The Foreign Ministry has referred the matter to the Director-General, with a request for an explanation of what the Ministry said “appeared to be a gross violation of the Ambassador’s status and of his colleague’s entitlement to consular immunity”. Advise the Director-General on how he should respond to the Ministry. In your advice, outline the international law issues involved, bearing in mind that Catdom and Northbury are both parties to the Vienna Convention on Diplomatic Relations and the Vienna Convention on Consular Relations, and advise the Director-General on the most appropriate course of action to be taken.
Structure of your Report
Your brief should be structured in 4 parts as follows:
Part 1 – Introduction – Up to 250 words
Provide a succinct pen picture of the material facts in the case and the purpose of the brief.

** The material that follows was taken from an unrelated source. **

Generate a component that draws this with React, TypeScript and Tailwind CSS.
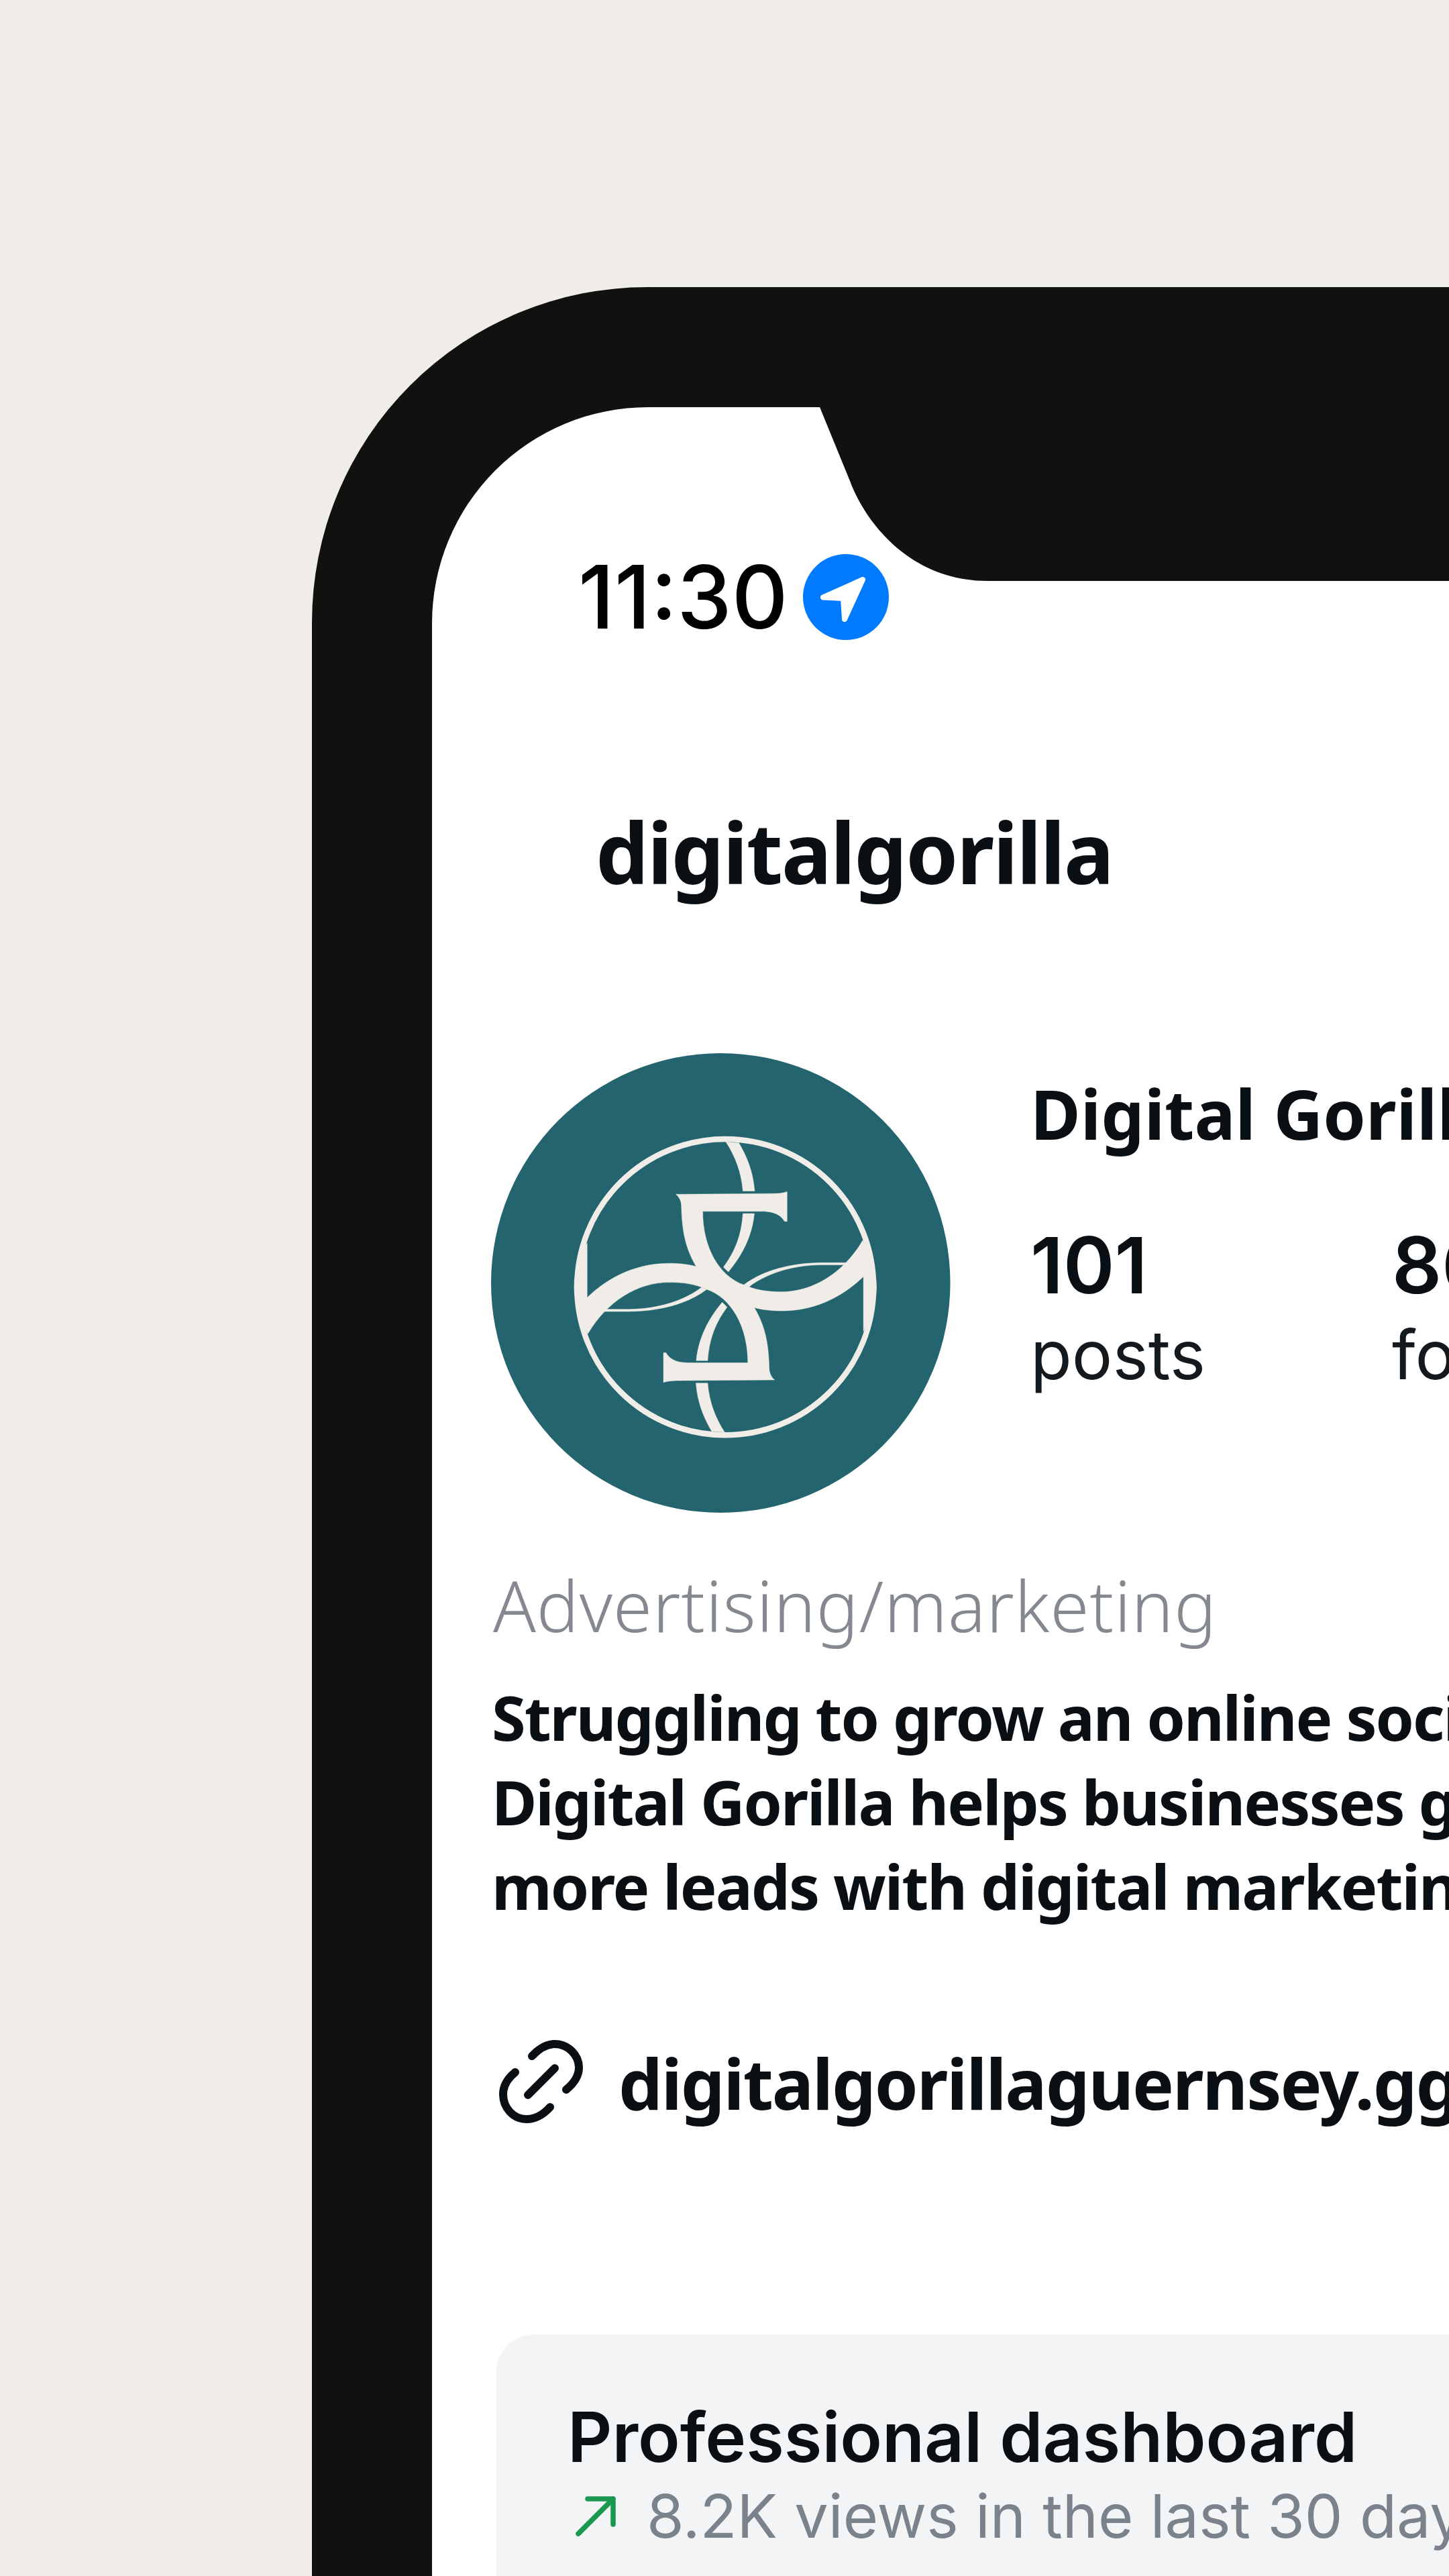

Part 2 – Relevant Legal Principles– Up to 500 words
Identify the key legal issues at stake, the principles of international law which are relevant, and the sources of law from which those principles have been derived. This should include clearly referenced identification of any key Conventions and/or principles of customary law, together with any controversial or uncertain aspects of the law.
Part 3 – Application of Law to Facts – Up to 1000 words
Consider in detail whether or not the acts of the Customs officers concerned have breached the principles of international law which you have identified in Part 2, the seriousness of those breaches (i.e. what are the consequences of any breaches for your Government and Customs?) and the impact of Customs’ actions on the complainant.
Part 4- Conclusions – up to 250 words
Conclude your paper by summarising your conclusions as to Customs’ actions and advising on a suitable response to the complainant.